Monday, October 27, 2008

Greenspan's Other Admission

Every 10 years or so, there is a financial crisis somewhere in the global system, and this is always galvanizes critics of capitalism. For A.J.P. Taylor notes that in the aftermath of the now-forgotten financial crisis of 1873: “The German political leaders, capitalists or the associates of capitalists, were discredited by the financial scandals, which, as always, accompanied the collapse of economic optimism” (p. 151, The Habsburg Monarchy, 1809-1918).

Thus, our current crisis is bringing forth a bunch of partisan arguments, suggesting a lack of regulation, or too much government meddling, was the essence of the problem. As we clearly had a lack of regulation on the key risk contributors, one could plausibly argue either, as ‘more’ regulation may have mitigated the problem, but it may also have encouraged greater misplaced lending under the goal of increasing home ownership. I imagine that debate will not be definitively answered, just as the causes of the financial crises of 1893, 1907, 1929-33, 1974, 1998 are hardly settled matters among economic historians.

In Greenspan’s testimony in front of congress last week, he noted:
And we have this extraordinarily complex globa1 economy which, as everybody now realizes, is very difficult to forecast in any considerable detail. Mr. Chairman, I know I agree with you in the fact that there are a lot of people who raised issues about problems emerging. But there are always a lot of people raising issues, and half the time they are wrong. And the question is, what do you do?
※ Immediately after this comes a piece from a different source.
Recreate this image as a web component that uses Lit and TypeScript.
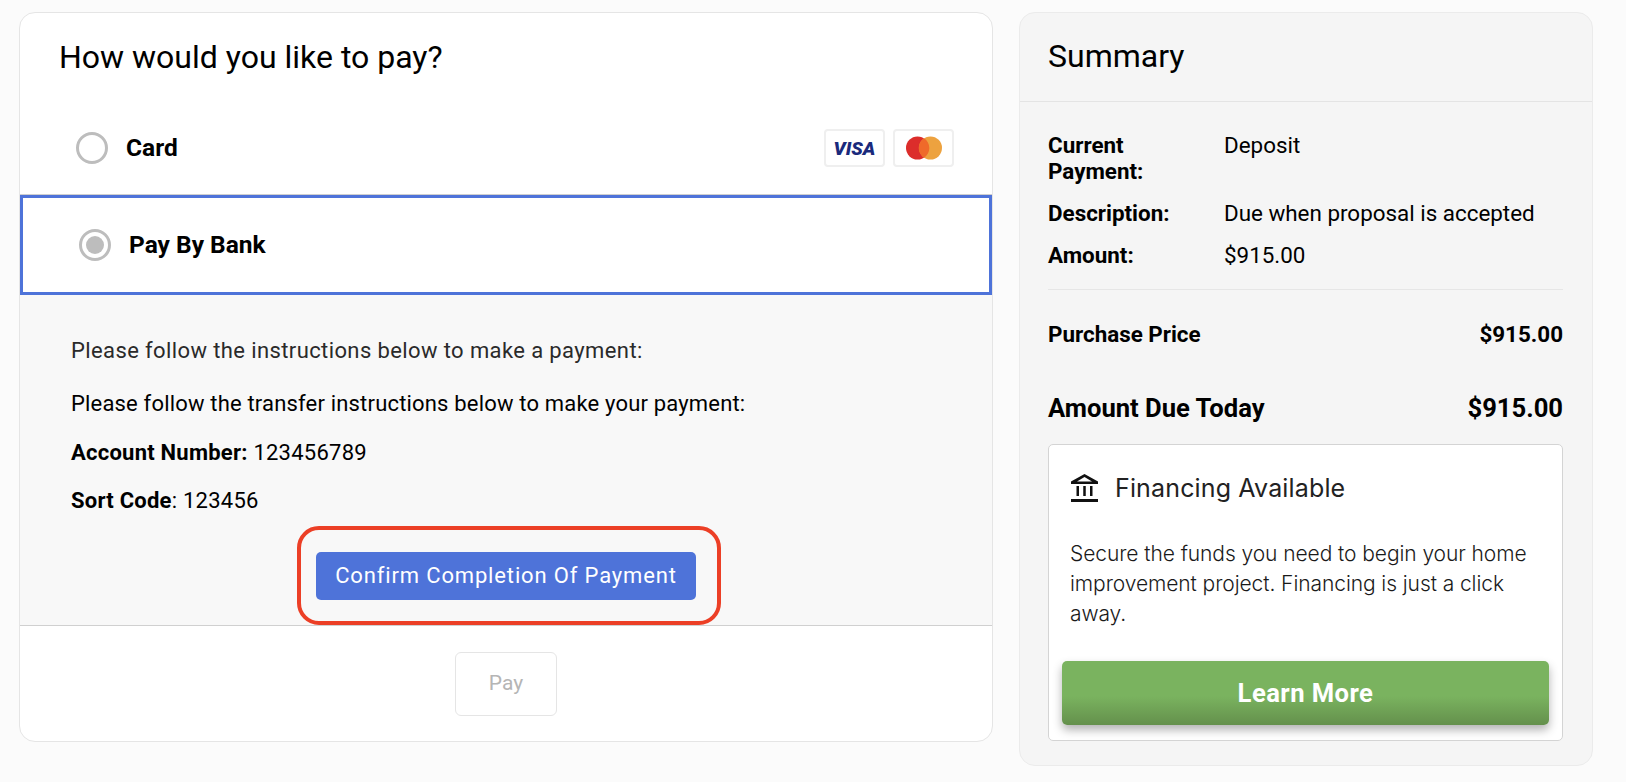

Indeed. The problem we have is that in a complex system there are several potential causes, so reversing their ‘true’ value given the failure of the system is a problem with more variables than observations. A 'successful' warning of a failure might be unhelpful in constructing a solution for two very different reasons:

1) The failure forecast was part of a general, unspecified prection. To that ‘something financial will crash’ covers banks, bonds, currencies, oil, a group so diverse, it suggests a meta-problem in asset markets. If you have been predicting a general crisis for, well, ever, you can hardly be called prescient. To the extent there is a breakdown in the general milieu such as too much greed, or not enough regulation, seems sufficiently unfocused to be of little help.

2) The failure was correct on the area that failed (eg, banks, mortgages), but had a wrong cause. Of those who warned about he problems with Fannie and Freddie, most focused on the interest rate risk, not credit risk.

Stan Liebowitz, who had targeted the lowering of underwriting standards in the amid 1990’s, was validated a decade later, but his focus was not the center of, say, the Republican criticisms of Fannie an Freddie in the 2005 proposal for more regulation of those institutions. He notes that “prior to 2006 What you will not find, if you read the housing literature from 1990 until 2006, is any fear that perhaps these weaker lender standards that every government agency involved with housing tried to advance… might lead to high defaults, particularly if housing prices should stop rising”. In other words, the key to this problem, the essence of what caused mortgages to crash, was crazy lending standards, but no prominent people were highlighting these risk before the fact. But what is most insidious is that this error was made by everyone: originators, rating agencies and investment banks, investors. All along the chain, people with very different incentives and objectives ignored this risk. It is easy to see how Moody's dropped the ball, but if the issuers wanted AAA ratings, and the investors wanted both AAA ratings, and stable ratings, Moody's just gave them what they wanted. How could they all have been so blind to the problem suggested by the data below (from Dr. HousingBubble)? I don't think it's so easy as saying they were greedy, or overconfident.



Just as no rational terrorist would today try to take down a plane with box-cutters—because passengers would see the end game and thus be highly motivated to overtake them at very quickly, unlike prior to 9/11/01—the problem created by high risk mortgages is not something that needs Washington’s help at this moment. The market for these securities no longer exists. Indeed, the solution to create a new Department of Homeland Security Department, with its Transportation Safety Administration, may be just wasteful bureaucratic bloat, less able to respond to new risks.

As Greenspan noted:
And the reason essentially is that a financial crisis must of necessity be unanticipated, because if it is anticipated, it will be arbitraged away, and if a financial crisis by definition is a discontinuity in asset prices, then it means from one day to the next people were surprised. Something fundamentally different happened. I think that, and I have argued this, and I am not saying whether the government resources are relevant to this, I think the academic community could do it surely as well. And what we do have to understand is that our view of the way an economy functions is not properly modeled by what we now have.


This highlights that we should be very cautious in fixing this problem, because the new laws and government agencies, once created, are usually there for a generation at least.